I remember it, I answered in the same thread, and while correct, his answer is basically just saying that taking the average is wrong. Which was not a secret, I think.
if you consider only the games against houdini 2, the rating will be more than 3020. As you include more engines, the calculation turns more complex.
An engine (lets call Anti-Houdini) can win against houdini and perform very bad against all other engines.. so the final ELO will be low, because takes into account the proformance against the group of best engines, not only the one at top.
When houdini ipon test was done, managed to beat all, and really killed under 2800 engines. The komodo4 performance is more like the anti-houdini example.
(just to exaggerate things and show why is possible to beat all opponents >50% and not get to top)

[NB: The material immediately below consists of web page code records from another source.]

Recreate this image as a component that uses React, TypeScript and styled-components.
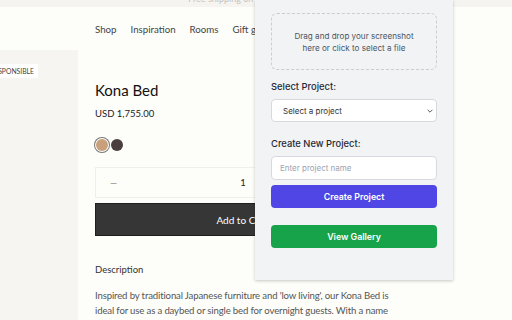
import React from 'react'
import styled, { createGlobalStyle } from 'styled-components'

const GlobalStyle = createGlobalStyle`
  html, body {
    margin: 0;
    padding: 0;
    background: #fdfdf9;
    overflow: hidden;
  }
  * {
    box-sizing: border-box;
  }
`

const NAV_ITEMS = ['Shop', 'Inspiration', 'Rooms', 'Gift guide', 'Journal']
const SWATCHES = [
  { color: '#c9a07a', selected: true },
  { color: '#4a3f3d', selected: false },
]

export default function App() {
  return (
    <Page>
      <GlobalStyle />
      <Announcement>
        <span>Free shipping on orders over $500</span>
      </Announcement>
      <Header>
        <Nav>
          {NAV_ITEMS.map((item) => (
            <NavItem key={item}>{item}</NavItem>
          ))}
        </Nav>
      </Header>
      <Main>
        <Gallery>
          <Badge>RESPONSIBLE</Badge>
        </Gallery>
        <Details>
          <Title>Kona Bed</Title>
          <Price>USD 1,755.00</Price>
          <Swatches>
            {SWATCHES.map((s) => (
              <Swatch key={s.color} $color={s.color} $selected={s.selected} />
            ))}
          </Swatches>
          <Quantity>
            <QtyButton>—</QtyButton>
            <QtyValue>1</QtyValue>
            <QtyButton>+</QtyButton>
          </Quantity>
          <AddToCart>Add to Cart</AddToCart>
          <SectionTitle>Description</SectionTitle>
          <Paragraph>
            Inspired by traditional Japanese furniture and 'low living', our Kona Bed is
            ideal for use as a daybed or single bed for overnight guests. With a name
            inspired by the Hawaiian coast, its low profile frame is crafted from solid timber.
          </Paragraph>
        </Details>
      </Main>

      <Popup>
        <DropZone>
          Drag and drop your screenshot
          <br />
          here or click to select a file
        </DropZone>
        <Label>Select Project:</Label>
        <Select>
          <span>Select a project</span>
          <svg width="8" height="8" viewBox="0 0 10 10">
            <path d="M2 3.5 L5 6.5 L8 3.5" fill="none" stroke="#555" strokeWidth="1.2" />
          </svg>
        </Select>
        <Label $gap={16}>Create New Project:</Label>
        <TextInput placeholder="Enter project name" />
        <Button $bg="#4f46e5">Create Project</Button>
        <Button $bg="#16a34a" $gap={17}>
          View Gallery
        </Button>
      </Popup>
    </Page>
  )
}

const Page = styled.div`
  position: relative;
  width: 512px;
  height: 320px;
  overflow: hidden;
  font-family: Lato, 'Liberation Sans', sans-serif;
  color: #222;
`

const Announcement = styled.div`
  height: 7px;
  background: #f5f4f0;
  display: flex;
  justify-content: center;
  align-items: flex-end;
  overflow: hidden;

  span {
    font-size: 9px;
    line-height: 9px;
    margin-bottom: 4px;
    color: #c4c4c0;
    white-space: nowrap;
  }
`

const Header = styled.div`
  height: 43px;
  padding-left: 95px;
  display: flex;
  align-items: center;
`

const Nav = styled.div`
  display: flex;
  gap: 14px;
  white-space: nowrap;
`

const NavItem = styled.span`
  font-size: 9.7px;
  color: #444;
`

const Main = styled.div`
  display: flex;
  height: 270px;
`

const Gallery = styled.div`
  width: 78px;
  flex-shrink: 0;
  background: #f6f5f1;
  padding-top: 14px;
  display: flex;
  flex-direction: column;
  align-items: flex-start;
  overflow: hidden;
`

const Badge = styled.div`
  background: #fff;
  font-size: 6.8px;
  line-height: 14px;
  padding: 0 4px;
  margin-left: -14px;
  color: #444;
`

const Details = styled.div`
  width: 294px;
  margin-left: 17px;
  padding-top: 31px;
  display: flex;
  flex-direction: column;

  & > * {
    flex-shrink: 0;
  }
`

const Title = styled.div`
  font-size: 15px;
  font-weight: 400;
  line-height: 18px;
  color: #111;
`

const Price = styled.div`
  margin-top: 9px;
  font-size: 9.5px;
  line-height: 12px;
  color: #222;
`

const Swatches = styled.div`
  margin-top: 19px;
  display: flex;
  gap: 3px;
`

const Swatch = styled.span<{ $color: string; $selected: boolean }>`
  width: 12px;
  height: 12px;
  border-radius: 50%;
  background: ${(p) => p.$color};
  box-shadow: ${(p) => (p.$selected ? '0 0 0 1px #fdfdf9, 0 0 0 2px #777' : 'none')};
  margin-left: ${(p) => (p.$selected ? '1px' : '0')};
`

const Quantity = styled.div`
  margin-top: 16px;
  height: 31px;
  border: 1px solid #f0efea;
  display: flex;
  align-items: center;
  justify-content: space-between;
  padding: 0 14px;
`

const QtyButton = styled.span`
  font-size: 9px;
  color: #888;
`

const QtyValue = styled.span`
  font-size: 9.5px;
  color: #222;
`

const AddToCart = styled.div`
  margin-top: 5px;
  height: 33px;
  background: #363636;
  border: 1px solid #1f1f1f;
  color: #fff;
  font-size: 10px;
  font-weight: 400;
  display: flex;
  align-items: center;
  justify-content: center;
`

const SectionTitle = styled.div`
  margin-top: 28px;
  font-size: 9.5px;
  line-height: 12px;
  color: #333;
`

const Paragraph = styled.p`
  margin: 12px 0 0;
  font-size: 9.6px;
  line-height: 15px;
  color: #555;
  letter-spacing: -0.15px;
`

const Popup = styled.div`
  position: absolute;
  left: 255px;
  top: 0;
  width: 198px;
  height: 280px;
  background: #f2f3f5;
  box-shadow: 0 1px 3px rgba(0, 0, 0, 0.22);
  padding: 13px 16px 0;
  display: flex;
  flex-direction: column;
  font-family: Inter, 'Liberation Sans', sans-serif;
`

const DropZone = styled.div`
  height: 57px;
  border: 1px dashed #cbcdd1;
  border-radius: 6px;
  display: flex;
  flex-direction: column;
  align-items: center;
  justify-content: center;
  text-align: center;
  font-size: 8.1px;
  line-height: 12px;
  color: #4b5563;
`

const Label = styled.div<{ $gap?: number }>`
  margin-top: ${(p) => p.$gap ?? 11}px;
  font-size: 9.4px;
  font-weight: 500;
  line-height: 12px;
  color: #1f2937;
`

const Select = styled.div`
  margin-top: 6px;
  height: 23px;
  background: #fff;
  border: 1px solid #d6d9de;
  border-radius: 4px;
  display: flex;
  align-items: center;
  justify-content: space-between;
  padding: 0 2px 0 11px;
  font-size: 8px;
  color: #333;
`

const TextInput = styled.input`
  margin-top: 6px;
  height: 24px;
  background: #fff;
  border: 1px solid #d6d9de;
  border-radius: 4px;
  padding: 0 8px;
  font-family: Inter, 'Liberation Sans', sans-serif;
  font-size: 8px;
  outline: none;

  &::placeholder {
    color: #9ca3af;
  }
`

const Button = styled.div<{ $bg: string; $gap?: number }>`
  margin-top: ${(p) => p.$gap ?? 5}px;
  height: 23px;
  background: ${(p) => p.$bg};
  border-radius: 4px;
  color: #fff;
  font-size: 8.8px;
  font-weight: 600;
  display: flex;
  align-items: center;
  justify-content: center;
`
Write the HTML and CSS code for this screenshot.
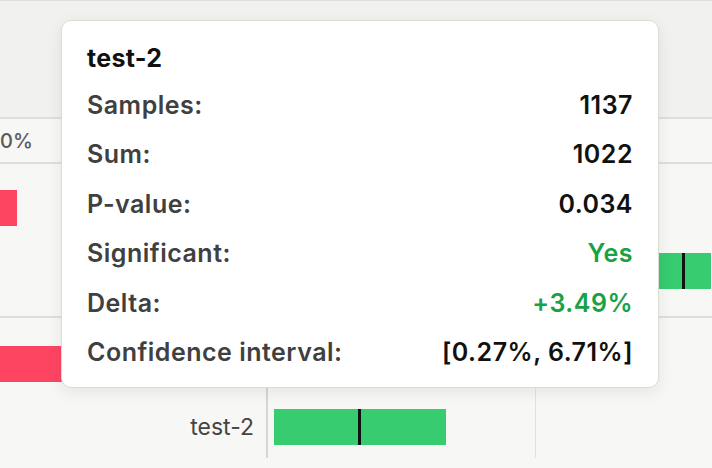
FILE: index.html
```html
<!DOCTYPE html>
<html lang="en">
<head>
  <meta charset="UTF-8">
  <title>Experiment results</title>
  <link rel="stylesheet" href="styles.css">
</head>
<body>

<div class="chart">
  <div class="top"></div>
  <div class="axis"><span class="tick">0%</span></div>

  <div class="group">
    <div class="lane">
      <div class="cell"><div class="bar red" style="width:17px"></div></div>
      <div class="cell mid"></div>
      <div class="cell end"></div>
    </div>
    <div class="lane">
      <div class="cell"></div>
      <div class="cell mid"></div>
      <div class="cell end">
        <div class="bar green" style="margin-left:124px; width:52px">
          <i class="mark" style="left:23px"></i>
        </div>
      </div>
    </div>
  </div>

  <div class="group second">
    <div class="lane">
      <div class="cell"><div class="bar red" style="width:140px"></div></div>
      <div class="cell mid lined"></div>
      <div class="cell end lined"></div>
    </div>
    <div class="lane">
      <div class="cell label">test-2</div>
      <div class="cell mid lined">
        <div class="bar green" style="margin-left:6px; width:172px">
          <i class="mark" style="left:84px"></i>
        </div>
      </div>
      <div class="cell end lined"></div>
    </div>
  </div>
</div>

<div class="tooltip">
  <div class="tip-title">test-2</div>
  <div class="tip-row"><span>Samples:</span><b>1137</b></div>
  <div class="tip-row"><span>Sum:</span><b>1022</b></div>
  <div class="tip-row"><span>P-value:</span><b>0.034</b></div>
  <div class="tip-row"><span>Significant:</span><b class="good">Yes</b></div>
  <div class="tip-row"><span>Delta:</span><b class="good">+3.49%</b></div>
  <div class="tip-row"><span>Confidence interval:</span><b>[0.27%, 6.71%]</b></div>
</div>

</body>
</html>
```

FILE: styles.css
```css
:root {
  --line: #dde1d8;
  --red: #fd4562;
  --green: #37cc70;
  --ok: #18a244;
}

body {
  margin: 0;
  background: #f7f7f5;
  font-family: Inter, "Noto Sans", sans-serif;
  color: #333;
  overflow: hidden;
}

.chart {
  width: 712px;
}

.top {
  height: 116px;
  background: #f1f1ef;
  border-top: 1px solid var(--line);
  border-bottom: 2px solid var(--line);
}

.axis {
  height: 43px;
  display: flex;
  align-items: center;
  border-bottom: 2px solid var(--line);
}

.tick {
  font-size: 20px;
  font-weight: 500;
  color: #5a5a5a;
}

.group {
  height: 125px;
  padding: 13px 0 14px;
  border-bottom: 2px solid var(--line);
}

.group.second {
  padding-top: 15px;
  border-bottom: none;
  height: 140px;
}

.lane {
  display: grid;
  grid-template-columns: 266px 269px 1fr;
  height: 62.5px;
}

.cell {
  display: flex;
  align-items: center;
}

.mid.lined {
  border-left: 2px solid #d6d6d4;
}

.end.lined {
  border-left: 1px solid #e2e2e0;
}

.label {
  justify-content: flex-end;
  padding-right: 12px;
  font-size: 23px;
  color: #444;
}

.bar {
  position: relative;
  height: 36px;
  flex-shrink: 0;
}

.bar.red {
  background: var(--red);
}

.bar.green {
  background: var(--green);
}

.mark {
  position: absolute;
  top: 0;
  bottom: 0;
  width: 3px;
  background: #111;
}

.tooltip {
  position: absolute;
  left: 61px;
  top: 20px;
  width: 546px;
  padding: 24px 25px 22px;
  background: #fff;
  border: 1px solid #d9ddd3;
  border-radius: 10px;
  box-shadow: 0 4px 16px rgba(0, 0, 0, 0.08);
}

.tip-title {
  font-size: 25px;
  line-height: 26px;
  font-weight: 700;
  color: #111;
  margin-bottom: 21px;
  letter-spacing: 0.3px;
}

.tip-row {
  display: flex;
  justify-content: space-between;
  font-size: 25px;
  line-height: 26px;
  font-weight: 600;
  letter-spacing: 0.5px;
}

.tip-row + .tip-row {
  margin-top: 23.4px;
}

.tip-row span {
  color: #404040;
}

.tip-row b {
  font-weight: 600;
  color: #111;
}

.tip-row b.good {
  color: var(--ok);
}
```
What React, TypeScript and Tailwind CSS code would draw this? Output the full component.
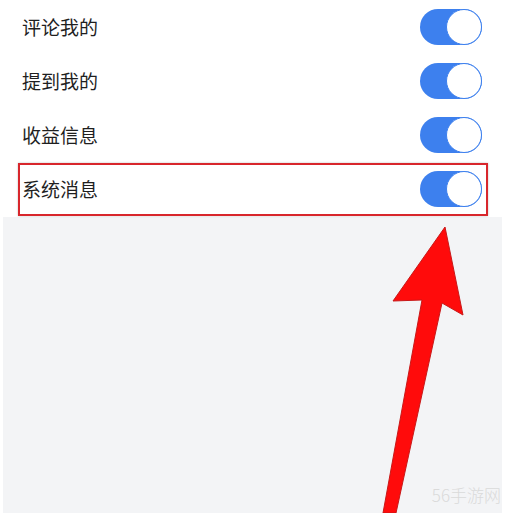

Uri Blass wrote:Sven,I agree that arithmetic average is wrong but even the median seems to be always higher than the rating estimate and this is not to be expected.
Something is clearly wrong in the calculation of rating.
Note that
I see that komodo beat houdini and I see later that Critter also has 50% against Houdini and I wonder what are the better results of houdini that cause houdini2 to get better rating.
Ernest has provided a link to a statement of Rémi, have you read it, and also subsequent posts in that thread?
I think that match performance ratings between pairs of engines are almost irrelevant for any estimate of total ratings. Neither arithmetic mean nor median do say anything here. The overall score from all games is most probably a better indicator for the overall rating than any number derived from match performances.
Uri Blass wrote:Sven,I agree that arithmetic average is wrong but even the median seems to be always higher than the rating estimate and this is not to be expected.
Something is clearly wrong in the calculation of rating.
Note that
I see that komodo beat houdini and I see later that Critter also has 50% against Houdini and I wonder what are the better results of houdini that cause houdini2 to get better rating.
Why is it so difficult to understand that if Komodo scores 70% against the rest of the pack, not being Houdini, and that Houdini scores 80% against the same pack, that Houdini still has a higher rating even though it loses a head on match against Komodo ?
Sounds to me that some readers here are in need of a basic statistics course.
Uri Blass wrote:Sven,I agree that arithmetic average is wrong but even the median seems to be always higher than the rating estimate and this is not to be expected.
Something is clearly wrong in the calculation of rating.
Note that
I see that komodo beat houdini and I see later that Critter also has 50% against Houdini and I wonder what are the better results of houdini that cause houdini2 to get better rating.
Why is it so difficult to understand that if Komodo scores 70% against the rest of the pack, not being Houdini, and that Houdini scores 80% against the same pack, that Houdini still has a higher rating even though it loses a head on match against Komodo ?
Sounds to me that some readers here are in need of a basic statistics course.
Of course
I understand it and my last question was what are the better results that houdini got.
Unfortunately I cannot see results of old matches.
Reply to my question could be
houdini-Crafty 90-10 Komodo-(same Crafty) 88-12 and the same for other programs
I wanted to see houdini and komodo results side by side and the same for Critter now.
Uri Blass wrote:Sven,I agree that arithmetic average is wrong but even the median seems to be always higher than the rating estimate and this is not to be expected.
Something is clearly wrong in the calculation of rating.
Note that
I see that komodo beat houdini and I see later that Critter also has 50% against Houdini and I wonder what are the better results of houdini that cause houdini2 to get better rating.
Why is it so difficult to understand that if Komodo scores 70% against the rest of the pack, not being Houdini, and that Houdini scores 80% against the same pack, that Houdini still has a higher rating even though it loses a head on match against Komodo ?
Sounds to me that some readers here are in need of a basic statistics course.
Yes, then do it, first by hand, with what you exemplified as clear, second, with EloStat.